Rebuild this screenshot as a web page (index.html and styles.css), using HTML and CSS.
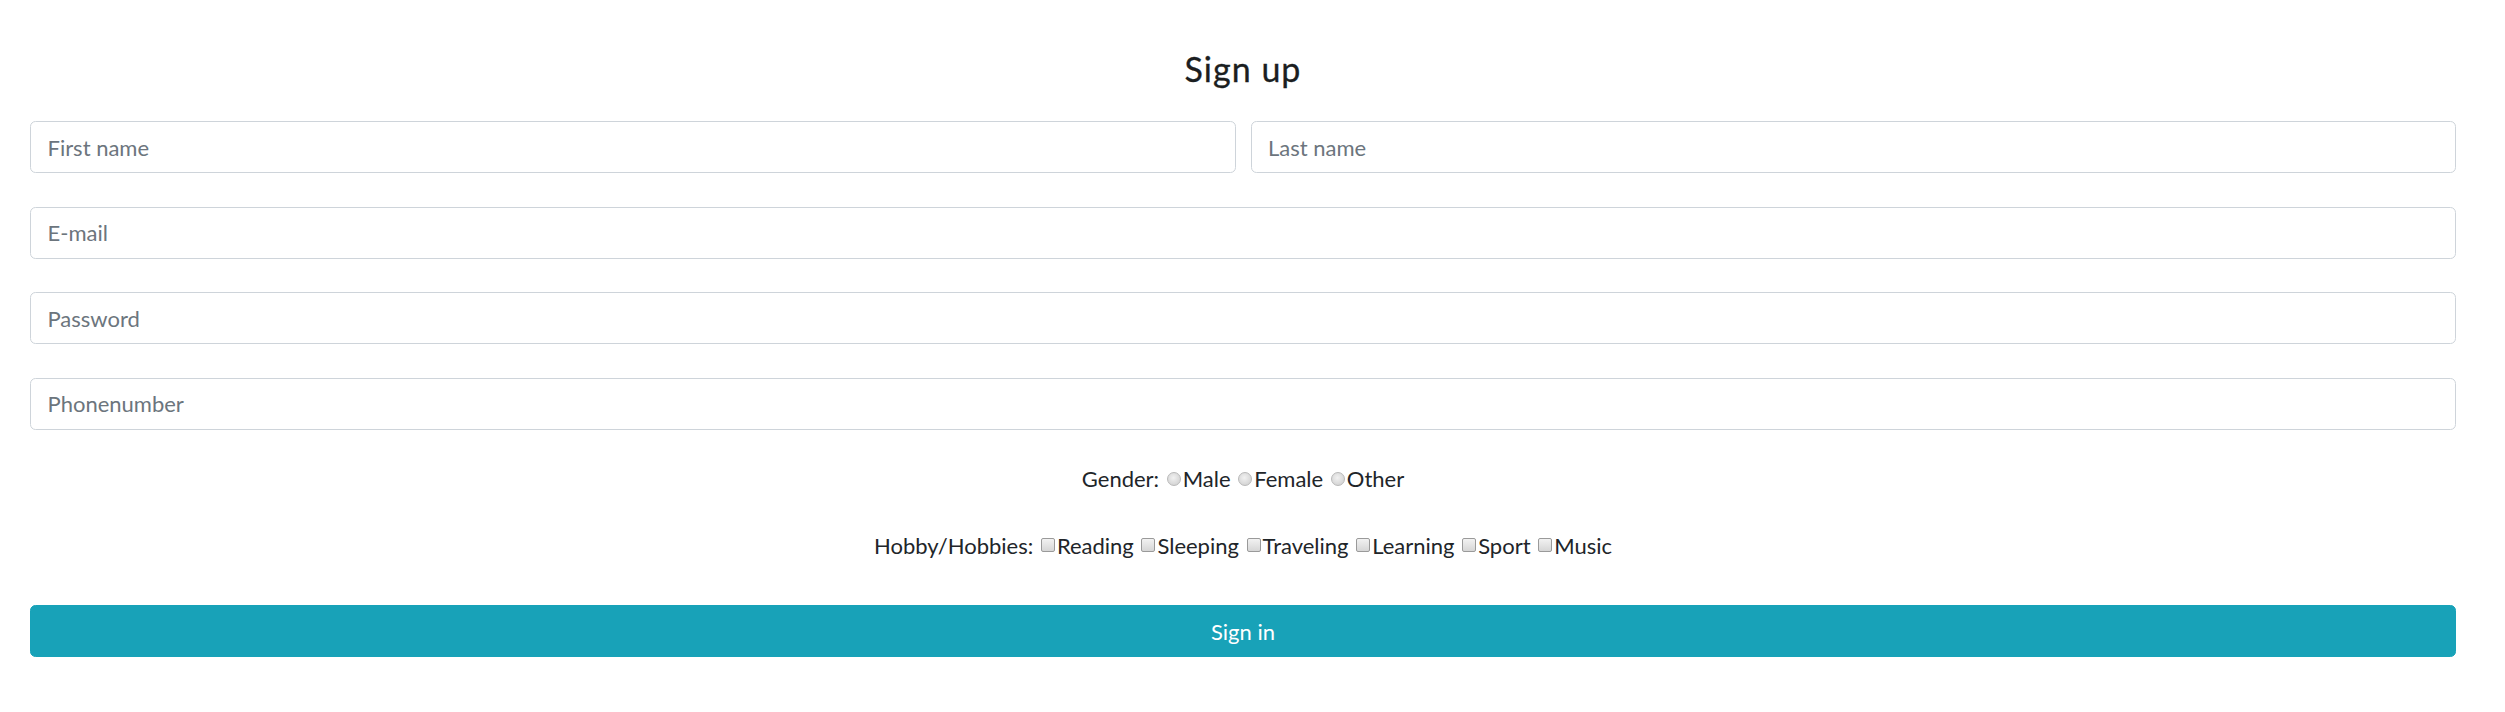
FILE: index.html
```html
<!DOCTYPE html>
<html lang="en">
<head>
<meta charset="utf-8">
<title>Sign up</title>
<link rel="stylesheet" href="styles.css">
</head>
<body>
<div class="page">
  <h4 class="title">Sign up</h4>
  <form class="form">
    <div class="row">
      <input class="control" type="text" placeholder="First name">
      <input class="control" type="text" placeholder="Last name">
    </div>
    <div class="row">
      <input class="control" type="email" placeholder="E-mail">
    </div>
    <div class="row">
      <input class="control" type="password" placeholder="Password">
    </div>
    <div class="row">
      <input class="control" type="tel" placeholder="Phonenumber">
    </div>
    <div class="choice gender">Gender: <input class="radio" type="radio" name="g">Male <input class="radio" type="radio" name="g">Female <input class="radio" type="radio" name="g">Other</div>
    <div class="choice hobby">Hobby/Hobbies: <input class="check" type="checkbox">Reading <input class="check" type="checkbox">Sleeping <input class="check" type="checkbox">Traveling <input class="check" type="checkbox">Learning <input class="check" type="checkbox">Sport <input class="check" type="checkbox">Music</div>
    <button class="submit" type="button">Sign in</button>
  </form>
</div>
</body>
</html>
```
FILE: styles.css
```css
* { box-sizing: border-box; }
html, body { margin: 0; background: #fff; }
body {
  font-family: "Lato", "Open Sans", sans-serif;
  font-size: 22px;
  color: #212529;
}
.page {
  padding: 49px 49px 0 30px;
}
.title {
  margin: 0 0 32px;
  font-size: 34px;
  font-weight: 400;
  letter-spacing: 1px;
  line-height: 40px;
  text-align: center;
  height: 40px;
  color: #1b1e21;
  -webkit-text-stroke: 0.3px #1b1e21;
}
.form { display: flex; flex-direction: column; }
.row {
  display: flex;
  gap: 15px;
  margin-bottom: 33.5px;
}
.control {
  flex: 1;
  min-width: 0;
  height: 52px;
  padding: 0 16.5px;
  border: 1px solid #ced4da;
  border-radius: 5.5px;
  font-family: inherit;
  font-size: 22px;
  color: #495057;
  background: #fff;
  outline: none;
}
.control::placeholder { color: #6c757d; opacity: 1; }
.choice {
  text-align: center;
  line-height: 33px;
  height: 33px;
}
.gender { margin-top: -1px; }
.hobby { margin-top: 33.5px; }
.radio {
  appearance: none;
  -webkit-appearance: none;
  width: 14px;
  height: 14px;
  margin: 0 2px 1px 2px;
  border: 1px solid #b9b9b9;
  border-radius: 50%;
  background: radial-gradient(circle at 45% 40%, #f1f1f1 0%, #dcdcdc 55%, #cbcbcb 100%);
  vertical-align: baseline;
}
.check {
  appearance: none;
  -webkit-appearance: none;
  width: 14px;
  height: 14px;
  margin: 0 2px 2px 2px;
  border: 1px solid #9a9a9a;
  border-radius: 2px;
  background: linear-gradient(#f2f2f2, #d6d6d6);
  vertical-align: baseline;
}
.submit {
  margin-top: 43.5px;
  height: 52px;
  border: 1px solid #17a2b8;
  border-radius: 5.5px;
  background: #18a2b8;
  color: #fff;
  font-family: inherit;
  font-size: 22px;
  line-height: 1.5;
  padding: 0;
}
```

### THE TASK
Without the pictures, repeat the listing above exactly.

### RESULT OF THE TASK
Rebuild this screenshot as a web page (index.html and styles.css), using HTML and CSS.
FILE: index.html
```html
<!DOCTYPE html>
<html lang="en">
<head>
<meta charset="utf-8">
<title>Sign up</title>
<link rel="stylesheet" href="styles.css">
</head>
<body>
<div class="page">
  <h4 class="title">Sign up</h4>
  <form class="form">
    <div class="row">
      <input class="control" type="text" placeholder="First name">
      <input class="control" type="text" placeholder="Last name">
    </div>
    <div class="row">
      <input class="control" type="email" placeholder="E-mail">
    </div>
    <div class="row">
      <input class="control" type="password" placeholder="Password">
    </div>
    <div class="row">
      <input class="control" type="tel" placeholder="Phonenumber">
    </div>
    <div class="choice gender">Gender: <input class="radio" type="radio" name="g">Male <input class="radio" type="radio" name="g">Female <input class="radio" type="radio" name="g">Other</div>
    <div class="choice hobby">Hobby/Hobbies: <input class="check" type="checkbox">Reading <input class="check" type="checkbox">Sleeping <input class="check" type="checkbox">Traveling <input class="check" type="checkbox">Learning <input class="check" type="checkbox">Sport <input class="check" type="checkbox">Music</div>
    <button class="submit" type="button">Sign in</button>
  </form>
</div>
</body>
</html>
```
FILE: styles.css
```css
* { box-sizing: border-box; }
html, body { margin: 0; background: #fff; }
body {
  font-family: "Lato", "Open Sans", sans-serif;
  font-size: 22px;
  color: #212529;
}
.page {
  padding: 49px 49px 0 30px;
}
.title {
  margin: 0 0 32px;
  font-size: 34px;
  font-weight: 400;
  letter-spacing: 1px;
  line-height: 40px;
  text-align: center;
  height: 40px;
  color: #1b1e21;
  -webkit-text-stroke: 0.3px #1b1e21;
}
.form { display: flex; flex-direction: column; }
.row {
  display: flex;
  gap: 15px;
  margin-bottom: 33.5px;
}
.control {
  flex: 1;
  min-width: 0;
  height: 52px;
  padding: 0 16.5px;
  border: 1px solid #ced4da;
  border-radius: 5.5px;
  font-family: inherit;
  font-size: 22px;
  color: #495057;
  background: #fff;
  outline: none;
}
.control::placeholder { color: #6c757d; opacity: 1; }
.choice {
  text-align: center;
  line-height: 33px;
  height: 33px;
}
.gender { margin-top: -1px; }
.hobby { margin-top: 33.5px; }
.radio {
  appearance: none;
  -webkit-appearance: none;
  width: 14px;
  height: 14px;
  margin: 0 2px 1px 2px;
  border: 1px solid #b9b9b9;
  border-radius: 50%;
  background: radial-gradient(circle at 45% 40%, #f1f1f1 0%, #dcdcdc 55%, #cbcbcb 100%);
  vertical-align: baseline;
}
.check {
  appearance: none;
  -webkit-appearance: none;
  width: 14px;
  height: 14px;
  margin: 0 2px 2px 2px;
  border: 1px solid #9a9a9a;
  border-radius: 2px;
  background: linear-gradient(#f2f2f2, #d6d6d6);
  vertical-align: baseline;
}
.submit {
  margin-top: 43.5px;
  height: 52px;
  border: 1px solid #17a2b8;
  border-radius: 5.5px;
  background: #18a2b8;
  color: #fff;
  font-family: inherit;
  font-size: 22px;
  line-height: 1.5;
  padding: 0;
}
```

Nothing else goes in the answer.